Red Wine Compound Activates Gene Needed for Healthy Cells


By Ryan Flinn – Mar 7, 2013 3:00 PM AT

Karen Bleier/AFP via Getty Images
Cabernet Sauvignon grapes on the vine in Amissville, Virginia.

Harvard scientists said they have settled a debate over whether a compound found in red wine activates a gene that keeps cells healthy.

Researchers repeated a 10-year old study using a new method to validate earlier findings that resveratrol turns on a gene that recharges mitochondria, tiny structures that produce fuel for cells. By revving up mitochondria, the agent may protect against aging-related diseases, said David Sinclair, a Harvard Medical School genetics professor and the study’s senior author.

Sinclair’s earlier research was disputed in studies in 2009 and 2010 saying that resveratrol only activated the gene, a sirtuin called SIRT1, in experiments that used a synthetic fluorescent chemical to track activity. Since these chemicals aren’t found in cells or nature,other studies said the effect would only work in lab tests and not in humans. The new study, published today in the journal Science, got rid of the chemical.

“Controversy is a difficult thing to deal with, and I hope this paper gives some clarity to the field,” Sinclair said in a telephone interview.

The Harvard group set out to see if the effect was an artifact of the synthetic chemicals or was something that occurred naturally as well. They swapped out the fluorescent chemicals for a group of naturally occurring amino acids, including tryptophan, and found resveratrol did activate SIRT1.

Resveratrol Drugs

Sinclair’s earlier work led to the formation of Sirtris Pharmaceuticals which focuses on developing drugs from resveratrol. GlaxoSmithKline Plc (GSK) acquired the company in 2008 for $720 million. A little more than two years later, Glaxo shelved development of the lead compound from that acquisition, SRT501, when the medicine didn’t appear to work well enough in cancer patients and worsened kidney damage.

Resveratrol is currently being tested in at least two dozen clinical trials to gauge its effects on human health.

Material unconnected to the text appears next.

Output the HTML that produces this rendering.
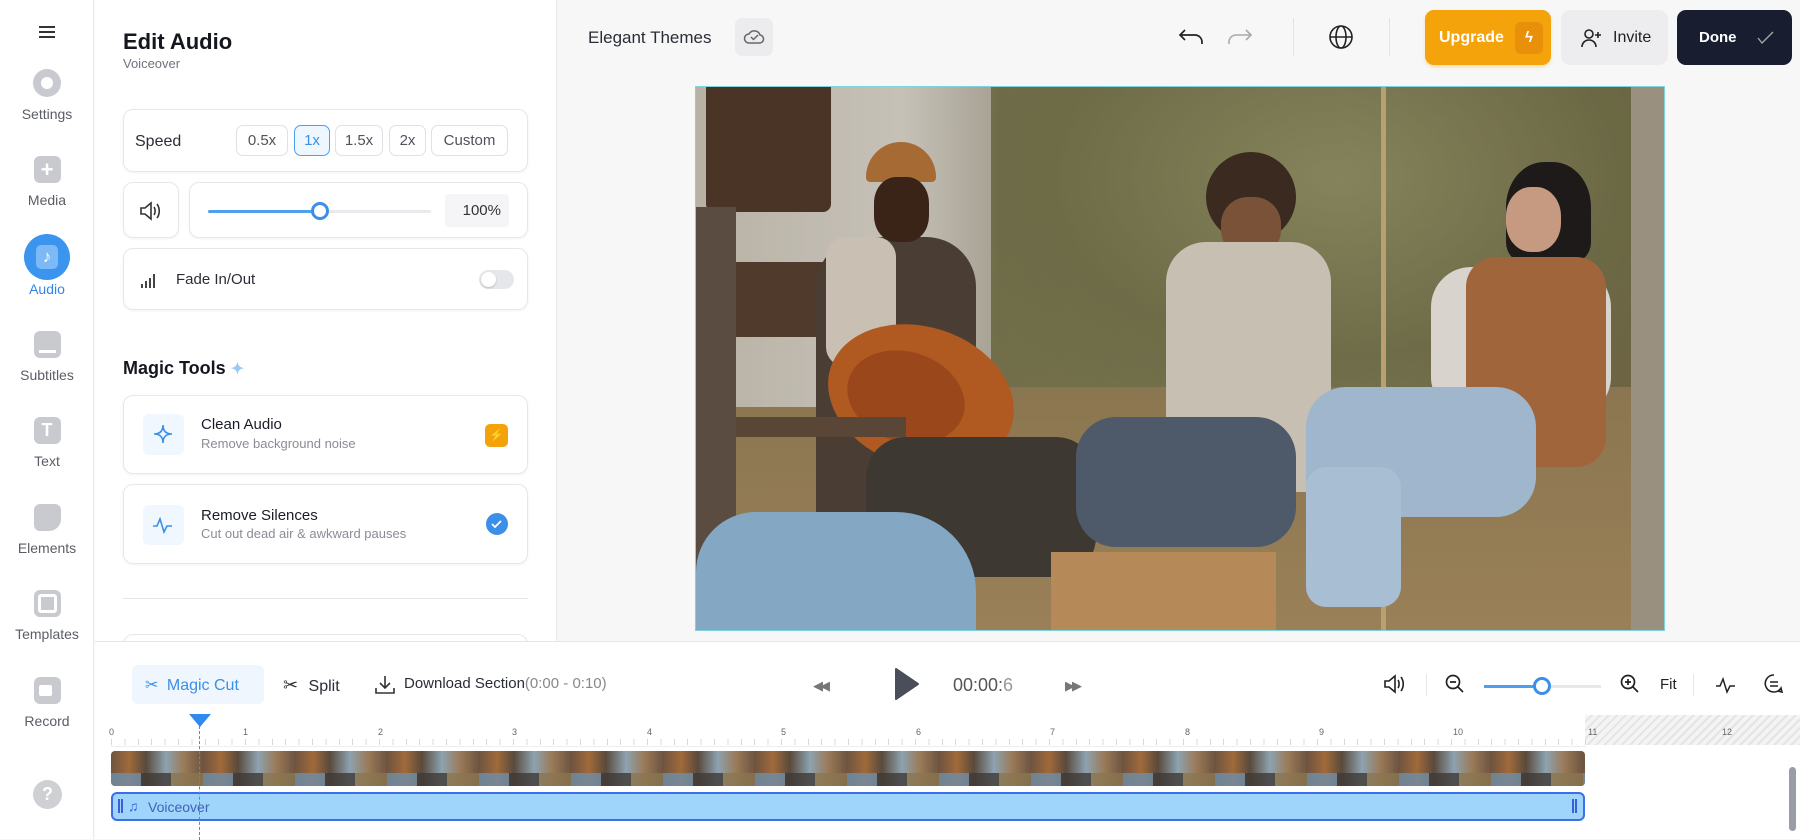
<!DOCTYPE html>
<html><head><meta charset="utf-8"><style>
*{box-sizing:border-box;margin:0;padding:0}
body{width:1800px;height:839px;overflow:hidden;font-family:"Liberation Sans",sans-serif;background:#f7f7f8;position:relative;color:#1a1d29}
.abs{position:absolute}
.rail{left:0;top:0;width:94px;height:839px;background:#fff;border-right:1px solid #ececec}
.ri{position:absolute;left:0;width:94px;text-align:center;font-size:14px;color:#5a5d66}
.ri .ic{width:27px;height:27px;margin:0 auto 9px;border-radius:6px;background:#c9cacf}
.panel{left:95px;top:0;width:462px;height:641px;background:#fff;border-right:1px solid #e8e8e8}
.card{position:absolute;background:#fff;border:1px solid #e6e7ea;border-radius:10px;box-shadow:0 1px 3px rgba(0,0,0,.05)}
.pill{position:absolute;top:15px;height:31px;border:1px solid #e0e1e5;border-radius:7px;font-size:15px;color:#50535c;text-align:center;line-height:29px}
.main{left:557px;top:0;width:1243px;height:641px;background:#f7f7f8}
.btn{position:absolute;top:10px;height:55px;border-radius:9px;font-size:16px;font-weight:bold;line-height:55px}
.tl{left:95px;top:641px;width:1705px;height:198px;background:#fff;border-top:1px solid #e6e6e6}
.tool{position:absolute;top:33px;font-size:16px;color:#2a2d36}
</style></head><body>

<div class="abs rail">
  <div class="abs" style="left:39px;top:26px;width:16px;height:2px;background:#333;box-shadow:0 5px 0 #333,0 10px 0 #333"></div>
  <div class="ri" style="top:69px"><div class="ic" style="border-radius:50%;width:28px;height:28px;background:#c9cacf;position:relative"><div style="position:absolute;left:8px;top:8px;width:12px;height:12px;border-radius:50%;background:#fff"></div></div>Settings</div>
  <div class="ri" style="top:156px"><div class="ic" style="position:relative;color:#fff;font-size:22px;line-height:27px;font-weight:bold">+</div>Media</div>
  <div class="abs" style="left:24px;top:234px;width:46px;height:46px;border-radius:50%;background:#3b95ef"><div style="position:absolute;left:12px;top:11px;width:22px;height:24px;border-radius:5px;background:#7cb9f6;color:#fff;font-size:17px;text-align:center;line-height:24px;font-weight:bold">♪</div></div>
  <div class="ri" style="top:281px;color:#2f86e8">Audio</div>
  <div class="ri" style="top:331px"><div class="ic" style="position:relative"><div style="position:absolute;left:5px;bottom:5px;width:17px;height:3px;background:#fff"></div></div>Subtitles</div>
  <div class="ri" style="top:417px"><div class="ic" style="color:#fff;font-weight:bold;font-size:18px;line-height:27px">T</div>Text</div>
  <div class="ri" style="top:504px"><div class="ic" style="border-bottom-right-radius:12px"></div>Elements</div>
  <div class="ri" style="top:590px"><div class="ic" style="position:relative"><div style="position:absolute;left:4px;top:4px;width:19px;height:19px;border:3px solid #fff;border-radius:3px;background:#c9cacf"></div></div>Templates</div>
  <div class="ri" style="top:677px"><div class="ic" style="position:relative"><div style="position:absolute;left:5px;top:8px;width:13px;height:11px;background:#fff;border-radius:2px"></div></div>Record</div>
  <div class="abs" style="left:33px;top:780px;width:29px;height:29px;border-radius:50%;background:#cfd0d4;color:#fff;font-weight:bold;font-size:18px;text-align:center;line-height:29px">?</div>
</div>

<div class="abs panel">
  <div class="abs" style="left:28px;top:29px;font-size:22px;font-weight:bold;color:#15171f">Edit Audio</div>
  <div class="abs" style="left:28px;top:56px;font-size:13px;color:#70737c">Voiceover</div>
  <div class="card" style="left:28px;top:109px;width:405px;height:63px">
    <div class="abs" style="left:11px;top:23px;font-size:16px;color:#2a2d36">Speed</div>
    <div class="pill" style="left:112px;width:52px">0.5x</div>
    <div class="pill" style="left:170px;width:36px;border-color:#4f9ff0;background:#eef6ff;color:#3a8fe8">1x</div>
    <div class="pill" style="left:211px;width:48px">1.5x</div>
    <div class="pill" style="left:265px;width:37px">2x</div>
    <div class="pill" style="left:307px;width:77px">Custom</div>
  </div>
  <div class="card" style="left:28px;top:182px;width:56px;height:56px">
    <svg class="abs" style="left:15px;top:17px" width="26" height="22" viewBox="0 0 26 22" fill="none" stroke="#333" stroke-width="1.6"><path d="M2 8h4l6-5v16l-6-5H2z"/><path d="M15 7c1.5 2 1.5 6 0 8M18 4c3 4 3 10 0 14"/></svg>
  </div>
  <div class="card" style="left:94px;top:182px;width:339px;height:56px">
    <div class="abs" style="left:18px;top:27px;width:223px;height:3px;background:#e9eaee;border-radius:2px"></div>
    <div class="abs" style="left:18px;top:27px;width:112px;height:3px;background:#4f9ff0;border-radius:2px"></div>
    <div class="abs" style="left:121px;top:19px;width:18px;height:18px;border-radius:50%;border:3px solid #3b8fe8;background:#fff"></div>
    <div class="abs" style="left:255px;top:11px;width:64px;height:33px;background:#f5f5f7;border-radius:4px;font-size:15px;text-align:right;line-height:33px;padding-right:8px;color:#333">100%</div>
  </div>
  <div class="card" style="left:28px;top:248px;width:405px;height:62px">
    <svg class="abs" style="left:16px;top:24px" width="18" height="16"><rect x="1" y="11" width="2" height="4" fill="#444"/><rect x="5" y="8" width="2" height="7" fill="#444"/><rect x="9" y="5" width="2" height="10" fill="#444"/><rect x="13" y="1" width="2" height="14" fill="#444"/></svg>
    <div class="abs" style="left:52px;top:22px;font-size:15px;color:#2a2d36">Fade In/Out</div>
    <div class="abs" style="left:355px;top:21px;width:35px;height:19px;border-radius:10px;background:#e6e7ea"><div style="position:absolute;left:2px;top:2px;width:15px;height:15px;border-radius:50%;background:#fff;box-shadow:0 1px 2px rgba(0,0,0,.2)"></div></div>
  </div>
  <div class="abs" style="left:28px;top:358px;font-size:18px;font-weight:bold;color:#15171f">Magic Tools <span style="color:#9cc8f4;font-size:16px">✦</span></div>
  <div class="card" style="left:28px;top:395px;width:405px;height:79px">
    <div class="abs" style="left:19px;top:18px;width:41px;height:41px;background:#f1f7fe;border-radius:6px"><svg style="position:absolute;left:10px;top:10px" width="20" height="20" viewBox="0 0 20 20" fill="none" stroke="#3a8fe8" stroke-width="1.6"><path d="M10 1C10 7 13 10 19 10C13 10 10 13 10 19C10 13 7 10 1 10C7 10 10 7 10 1Z"/></svg></div>
    <div class="abs" style="left:77px;top:20px;font-size:15px;color:#1a1d29">Clean Audio</div>
    <div class="abs" style="left:77px;top:40px;font-size:13px;color:#8a8d96">Remove background noise</div>
    <div class="abs" style="left:361px;top:28px;width:23px;height:23px;border-radius:5px;background:#f4a20c;color:#fff;font-size:12px;text-align:center;line-height:23px">⚡</div>
  </div>
  <div class="card" style="left:28px;top:484px;width:405px;height:80px">
    <div class="abs" style="left:19px;top:20px;width:41px;height:40px;background:#f1f7fe;border-radius:6px"><svg style="position:absolute;left:9px;top:10px" width="22" height="20" fill="none" stroke="#3a8fe8" stroke-width="1.6"><path d="M1 11h4l3-7 4 13 3-6h5"/></svg></div>
    <div class="abs" style="left:77px;top:22px;font-size:15px;color:#1a1d29">Remove Silences</div>
    <div class="abs" style="left:77px;top:41px;font-size:13px;color:#8a8d96">Cut out dead air &amp; awkward pauses</div>
    <div class="abs" style="left:362px;top:28px;width:22px;height:22px;border-radius:50%;background:#3a8fe8"><svg style="position:absolute;left:5px;top:6px" width="12" height="10" fill="none" stroke="#fff" stroke-width="1.8"><path d="M1 5l3 3 6-6"/></svg></div>
  </div>
  <div class="abs" style="left:28px;top:598px;width:405px;height:1px;background:#e6e7ea"></div>
  <div class="abs" style="left:28px;top:634px;width:405px;height:10px;border:1px solid #e6e7ea;border-radius:10px 10px 0 0"></div>
</div>

<div class="abs main">
  <div class="abs" style="left:31px;top:28px;font-size:17px;color:#2a2d36">Elegant Themes</div>
  <div class="abs" style="left:178px;top:18px;width:38px;height:38px;background:#ececef;border-radius:7px"><svg style="position:absolute;left:8px;top:10px" width="22" height="17" fill="none" stroke="#666" stroke-width="1.5"><path d="M6 15h10a4 4 0 0 0 1-8 6 6 0 0 0-11-1 4.5 4.5 0 0 0 0 9z"/><path d="M8 9l2.5 2.5L15 7"/></svg></div>
  <svg class="abs" style="left:621px;top:28px" width="28" height="18" fill="none" stroke="#222" stroke-width="1.7"><path d="M7 2L2 7l5 5M2 7h15a7 7 0 0 1 7 7v2"/></svg>
  <svg class="abs" style="left:668px;top:28px" width="28" height="18" fill="none" stroke="#aaa" stroke-width="1.6"><path d="M21 2l5 5-5 5M26 7H11a7 7 0 0 0-7 7v2"/></svg>
  <div class="abs" style="left:736px;top:18px;width:1px;height:38px;background:#e3e3e6"></div>
  <svg class="abs" style="left:771px;top:24px" width="26" height="26" fill="none" stroke="#222" stroke-width="1.6"><circle cx="13" cy="13" r="11"/><ellipse cx="13" cy="13" rx="5" ry="11"/><path d="M2 13h22"/></svg>
  <div class="abs" style="left:832px;top:18px;width:1px;height:38px;background:#e3e3e6"></div>
  <div class="btn" style="left:868px;width:126px;background:#f5a30a;color:#fff;padding-left:14px;box-shadow:0 2px 3px rgba(245,163,10,.3)">Upgrade<div style="position:absolute;right:8px;top:12px;width:28px;height:32px;background:#e8900a;border-radius:6px;text-align:center;line-height:32px;font-size:15px">ϟ</div></div>
  <div class="btn" style="left:1004px;width:107px;background:#ededf0;color:#222;font-weight:normal;padding-left:52px"><svg style="position:absolute;left:20px;top:18px" width="22" height="20" fill="none" stroke="#222" stroke-width="1.6"><circle cx="8" cy="6" r="4"/><path d="M1 19c0-4 3-7 7-7s7 3 7 7M17 4v6M14 7h6"/></svg>Invite</div>
  <div class="btn" style="left:1120px;width:115px;background:#181e30;color:#fff;padding-left:22px;font-size:15px">Done<svg style="position:absolute;left:80px;top:21px" width="17" height="13" fill="none" stroke="#aaa" stroke-width="1.3"><path d="M1 7l4 5 11-11"/></svg></div>

  <div class="abs" style="left:138px;top:86px;width:970px;height:545px;overflow:hidden;border:1px solid #7fd3dc;background:linear-gradient(90deg,#6d6446 0%,#74714c 40%,#7a7452 70%,#6b6040 100%)">
    <div class="abs" style="left:300px;top:0;width:680px;height:300px;background:radial-gradient(ellipse at 50% 30%,#8a8a5f 0,#6a6a45 60%,transparent 100%);opacity:.7"></div>
    <div class="abs" style="left:0;top:300px;width:980px;height:245px;background:linear-gradient(#8a7650,#9a8058)"></div>
    <div class="abs" style="left:0;top:0;width:295px;height:320px;background:linear-gradient(90deg,#b8b2a6,#c6c1b7 70%,#a9a396)"></div>
    <div class="abs" style="left:10px;top:0;width:125px;height:125px;background:#4a3425;border-radius:0 0 8px 8px"></div>
    <div class="abs" style="left:40px;top:175px;width:100px;height:75px;background:#4f3a2c"></div>
    <div class="abs" style="left:935px;top:0;width:35px;height:545px;background:#9a9080"></div>
    <div class="abs" style="left:685px;top:0;width:5px;height:545px;background:#b8a070"></div>
    <div class="abs" style="left:120px;top:150px;width:160px;height:340px;background:#4a3e34;border-radius:50px 50px 10px 10px"></div>
    <div class="abs" style="left:170px;top:55px;width:70px;height:40px;background:#a66b35;border-radius:40px 40px 5px 5px"></div>
    <div class="abs" style="left:178px;top:90px;width:55px;height:65px;background:#3a2418;border-radius:40%"></div>
    <div class="abs" style="left:130px;top:150px;width:70px;height:130px;background:#c9c0b3;border-radius:20px"></div>
    <div class="abs" style="left:130px;top:240px;width:190px;height:140px;background:#b05a22;border-radius:50%;transform:rotate(18deg)"></div>
    <div class="abs" style="left:150px;top:265px;width:120px;height:90px;background:#8a3a18;border-radius:50%;transform:rotate(18deg);opacity:.6"></div>
    <div class="abs" style="left:170px;top:350px;width:230px;height:140px;background:#3e3832;border-radius:40px"></div>
    <div class="abs" style="left:510px;top:65px;width:90px;height:90px;background:#3a2a20;border-radius:50%"></div>
    <div class="abs" style="left:525px;top:110px;width:60px;height:60px;background:#7a5238;border-radius:45%"></div>
    <div class="abs" style="left:470px;top:155px;width:165px;height:250px;background:#c7c0b2;border-radius:40px 40px 10px 10px"></div>
    <div class="abs" style="left:380px;top:330px;width:220px;height:130px;background:#4e5a6a;border-radius:40px"></div>
    <div class="abs" style="left:810px;top:75px;width:85px;height:100px;background:#1e1a1a;border-radius:45% 45% 20% 20%"></div>
    <div class="abs" style="left:810px;top:100px;width:55px;height:65px;background:#c69a80;border-radius:45%"></div>
    <div class="abs" style="left:735px;top:180px;width:180px;height:150px;background:#d8d3cc;border-radius:40px"></div>
    <div class="abs" style="left:770px;top:170px;width:140px;height:210px;background:#a0653a;border-radius:30px"></div>
    <div class="abs" style="left:610px;top:300px;width:230px;height:130px;background:#9fb6cd;border-radius:40px"></div>
    <div class="abs" style="left:610px;top:380px;width:95px;height:140px;background:#a8bed2;border-radius:20px"></div>
    <div class="abs" style="left:355px;top:465px;width:225px;height:80px;background:#b58a58"></div>
    <div class="abs" style="left:0;top:120px;width:40px;height:425px;background:#5a4c40"></div>
    <div class="abs" style="left:0;top:425px;width:280px;height:140px;background:#84a8c4;border-radius:60px 80px 0 0"></div>
    <div class="abs" style="left:40px;top:330px;width:170px;height:20px;background:#5a4636"></div>
  </div>
</div>

<div class="abs tl">
  <div class="abs" style="left:37px;top:23px;width:132px;height:39px;background:#f0f6fe;border-radius:6px"></div>
  <div class="tool" style="left:50px;color:#3a8fe8"><span style="font-size:16px">✂</span> <span style="margin-left:4px">Magic Cut</span></div>
  <div class="tool" style="left:188px"><span style="font-size:18px">✂</span> <span style="margin-left:6px">Split</span></div>
  <svg class="abs" style="left:280px;top:33px" width="20" height="20" fill="none" stroke="#333" stroke-width="1.6"><path d="M10 1v12M5 8l5 5 5-5M1 13v5h18v-5"/></svg>
  <div class="tool" style="left:309px;font-size:15px">Download Section<span style="color:#888">(0:00 - 0:10)</span></div>
  <div class="abs" style="left:718px;top:36px;font-size:13px;color:#777;letter-spacing:-3px">◀◀</div>
  <svg class="abs" style="left:799px;top:25px" width="26" height="34"><path d="M2 2l22 15L2 32z" fill="#4a4d5a" stroke="#4a4d5a" stroke-width="2" stroke-linejoin="round"/></svg>
  <div class="abs" style="left:858px;top:33px;font-size:18px;color:#555">00:00:<span style="color:#999">6</span></div>
  <div class="abs" style="left:970px;top:36px;font-size:13px;color:#777;letter-spacing:-3px">▶▶</div>
  <svg class="abs" style="left:1288px;top:31px" width="26" height="22" fill="none" stroke="#222" stroke-width="1.6"><path d="M2 8h4l6-5v16l-6-5H2z"/><path d="M15 7c1.5 2 1.5 6 0 8M18 4c3 4 3 10 0 14"/></svg>
  <div class="abs" style="left:1331px;top:32px;width:1px;height:22px;background:#e6e6e6"></div>
  <svg class="abs" style="left:1350px;top:32px" width="20" height="20" fill="none" stroke="#222" stroke-width="1.7"><circle cx="8" cy="8" r="6.5"/><path d="M5 8h6M13 13l5 5"/></svg>
  <div class="abs" style="left:1389px;top:43px;width:117px;height:3px;background:#e6e7ea"></div>
  <div class="abs" style="left:1389px;top:43px;width:50px;height:3px;background:#4f9ff0"></div>
  <div class="abs" style="left:1438px;top:35px;width:18px;height:18px;border-radius:50%;border:3px solid #3b8fe8;background:#fff"></div>
  <svg class="abs" style="left:1525px;top:32px" width="20" height="20" fill="none" stroke="#222" stroke-width="1.7"><circle cx="8" cy="8" r="6.5"/><path d="M5 8h6M8 5v6M13 13l5 5"/></svg>
  <div class="abs" style="left:1565px;top:34px;font-size:15px;color:#222">Fit</div>
  <div class="abs" style="left:1598px;top:32px;width:1px;height:22px;background:#e6e6e6"></div>
  <svg class="abs" style="left:1620px;top:33px" width="22" height="20" fill="none" stroke="#222" stroke-width="1.5"><path d="M1 11h4l3-7 4 13 3-6h5"/></svg>
  <svg class="abs" style="left:1669px;top:32px" width="20" height="20" fill="none" stroke="#222" stroke-width="1.6"><path d="M10 1a8.5 8.5 0 1 0 7 13l1 4-4-1"/><path d="M6 8h8M6 12h8"/></svg>

  <div class="abs" style="left:1490px;top:73px;width:215px;height:30px;background:repeating-linear-gradient(135deg,#f4f4f4 0 4px,#e4e4e4 4px 6px)"></div>
  <div class="abs" style="left:16px;top:97px;width:1475px;height:6px;background:repeating-linear-gradient(90deg,#d8d8d8 0 1px,transparent 1px 13.4px)"></div>
  <div class="abs" style="left:16px;top:104px;width:1475px;height:1px;background:#eee"></div>
  <div style="position:absolute;left:14px;top:85px;font-size:9px;color:#666">
    <span class="abs" style="left:0">0</span><span class="abs" style="left:134px">1</span><span class="abs" style="left:269px">2</span><span class="abs" style="left:403px">3</span><span class="abs" style="left:538px">4</span><span class="abs" style="left:672px">5</span><span class="abs" style="left:807px">6</span><span class="abs" style="left:941px">7</span><span class="abs" style="left:1076px">8</span><span class="abs" style="left:1210px">9</span><span class="abs" style="left:1344px">10</span><span class="abs" style="left:1479px">11</span><span class="abs" style="left:1613px">12</span>
  </div>
  <div class="abs" style="left:16px;top:109px;width:1474px;height:35px;border-radius:4px;background:repeating-linear-gradient(90deg,#6e5440 0,#a06a3a 18px,#5a4a3c 35px,#8da2b0 55px,#9a7a58 73px,#6e5440 92px);overflow:hidden"><div style="position:absolute;left:0;top:22px;width:100%;height:13px;background:repeating-linear-gradient(90deg,#6f8ea8 0 30px,#3e3a36 30px 60px,#8a7650 60px 92px);opacity:.8"></div></div>
  <div class="abs" style="left:16px;top:150px;width:1474px;height:29px;border:2px solid #3b6ee8;border-radius:6px;background:#9fd4fb"><div style="position:absolute;left:5px;top:5px;width:5px;height:14px;border-left:2px solid #3b5fd8;border-right:2px solid #3b5fd8"></div><span style="position:absolute;left:15px;top:4px;font-size:14px;color:#3b5fd8">♫</span><span style="position:absolute;left:35px;top:5px;font-size:14px;color:#3e63b8">Voiceover</span><div style="position:absolute;right:6px;top:5px;width:5px;height:14px;border-left:2px solid #3b5fd8;border-right:2px solid #3b5fd8"></div></div>
  <div class="abs" style="left:94px;top:72px;width:0;height:0;border-left:11px solid transparent;border-right:11px solid transparent;border-top:13px solid #2f8aee"></div>
  <div class="abs" style="left:104px;top:84px;width:0;height:114px;border-left:1px dashed #3a8fe8"></div>
  <div class="abs" style="left:1694px;top:125px;width:7px;height:64px;background:#9a9ca6;border-radius:4px"></div>
</div>
</body></html>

It’s also packaged as a natural supplement, with $34 million in U.S. sales last year, according to the Nutrition Business Journal.

Further doubt was cast on resveratrol’s abilities after a prominent researcher and promoter of the compound, Dipak Das, who was the director of the University of Connecticut Health Center’s cardiovascular research center, was found to have fabricated and falsified data in numerous studies.

Overall, not enough evidence currently exists to recommend the compound for the prevention of lifestyle diseases, such as cancer, diabetes and heart disease, the 2nd International Science Conference on Resveratrol and Health, held in December at the University of Leicester, Englandconcluded. Still, its effects in animals shouldn’t be dismissed, Ole Vang, chairman of the conference’s scientific committee, said in an e-mail.

“Several markers for various cancers, coronary heart disease as well as diabetes are clearly reduced in experimental animals by resveratrol,” Vang wrote. “So it does have a promising effect in these models, but we can’t translate this promising effect directly to humans.”

More research is needed to test whether patients can benefit from these studies, he said.